Dokumen Aliansi (versi Portugis)[1]

Instrumento de posse que o capitao Francisco de Sa tomou do reino de Sunda em nome de el-rei D. Joao III, Sunda, 1527

Saybham quamtos este estromemto de feee (ais) e posse reeall virem que no anno do nacimemto de Nosso Senhor Jhesuu Christo de mill e quynhemtos e vimte e sete annos aos vimte e nove dias do mes de Julho do dito anno estamdo o senhor Framcisquo de Saa capitão mor desta armada surto no porto e ryo do Padrram terra e reyno de Çumda e loguo no dicto dia o dito capitam mor com todos os capitaees e fidalguos e cavaleyros e escudeyros e homens d'armas sahyo em terra com bamdeyra reeall del rey Dom Joham nosso senhor e levou huum padram de pedra de cinquo ate seis palmos em comprimento e douos (sic) ou douos e meo em larguo e de hüüa bamda hyam escopidas as quynas reeaes do dito senhor e da outra parte ha cruz de Nosso Senhor Jhesu Christo o quall dicto padram loguo perante toda ha sobredicta genete (sic) mandou chamtar em terra tomamdo posse reeall por Sua Alteza dizemdo em alta voz que ele punha aly aquele padram o tomava posse reeall em nome de Sua Alteza por o dicto reyno e terra lhe pertemcer asy por ser de sua comquista e demarcaçam como per vertude de huum comtrauto que Amrique Leme fidalguo da casa do dicto senhor fez com Ragee Mulydiar rey de Çumda na era de myll e quynhemtos e vimte e dous anos e o comceito foy que dava luguar que fizerem forta-leza e loguo se poos padram em Calapa tomamdo posse reeall por el rey nosso senhor vimdo ao hasemtar dele dous mamdaretes por mandado do rey. E asy asemtaram de dar a el rey nosso senhor duas mill sacas de pimenta e isto em memtes se ha fortaleza nam fazya e depois de feyta que darya mais o quall trebuto e vasalagem loguo no dicto anno

Terjemah :

Instrument of possession that Captain Francisco de Sa took of the kingdom of Sunda in the name of King Dom João III, Sunda, 1527

Know that all who see this tremendous act of faith and royal possession, that in the year of the birth of Our Lord Jesus Christ, in the year one thousand five hundred and twenty-seven, on the twenty-ninth day of the month of July of said year, the Lord Francisco de Saa, captain of this fleet, anchored in the port and river of Padrram, land and kingdom of Çumda.[2]

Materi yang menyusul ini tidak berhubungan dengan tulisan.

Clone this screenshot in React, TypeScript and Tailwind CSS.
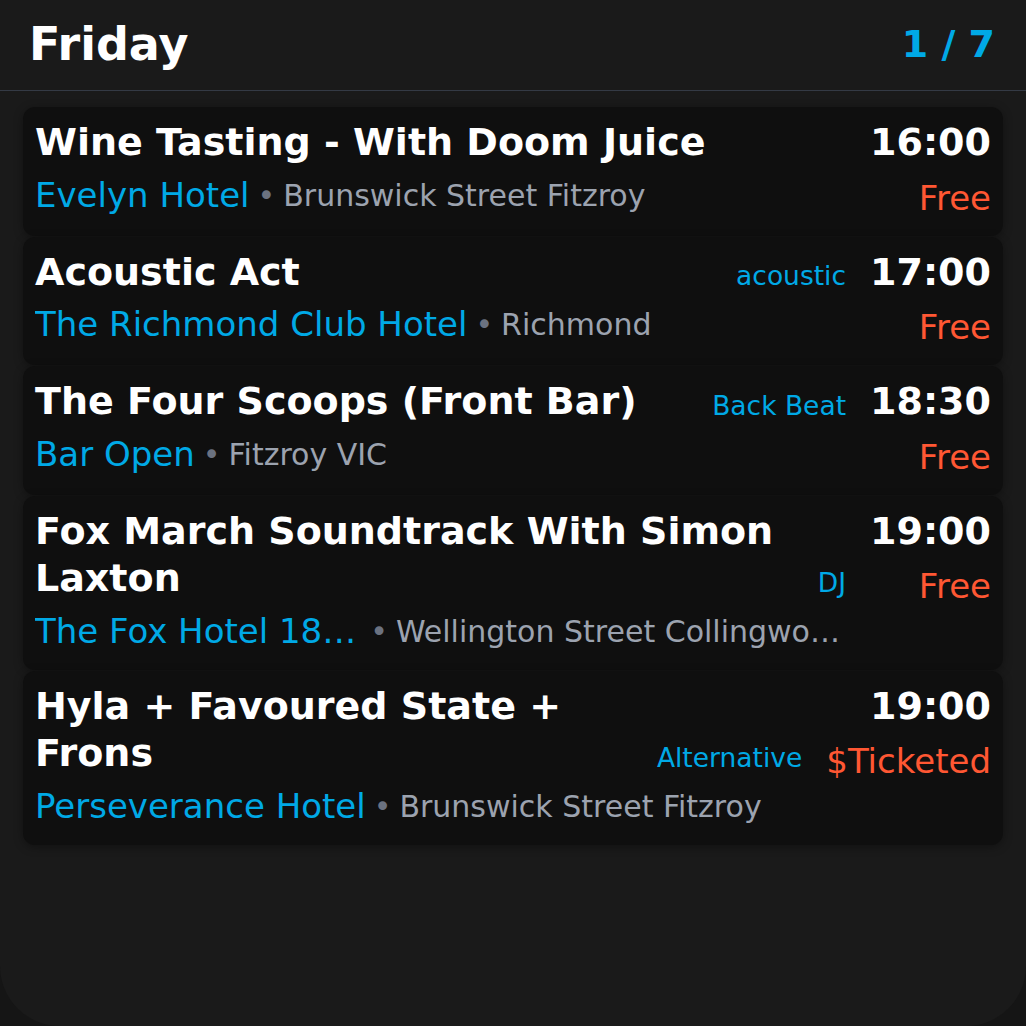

On the same day, the said captain, along with all the captains, noblemen, knights, squires, and men-at-arms, went ashore carrying the royal banner of King Dom Joham, our Lord. They also brought a stone pillar measuring five to six palms in length and two or two and a half palms in width. On one side of the pillar were carved the royal insignias of the aforementioned Lord, and on the other side was the cross of Our Lord Jesus Christ.

The said pillar was immediately presented before all the aforementioned people, and they took real possession of it in the name of His Highness, proclaiming aloud that they placed the pillar there and took real possession of the land and kingdom on behalf of His Highness, as it belonged to their conquest and demarcation by virtue of a contract made by Amrique Leme, nobleman of the house of the aforementioned Lord, with Ragee Mulydiar, king of Çumda, in the year one thousand five hundred and twenty-two.

The agreement stated that they would build a fortress and immediately place the pillar in Calapa[3], taking real possession for the king. And they also agreed to give two thousand sacks of pepper to our Lord the king, and this tribute and vassalage would continue after the completion of the fortress. All of this happened in the said year.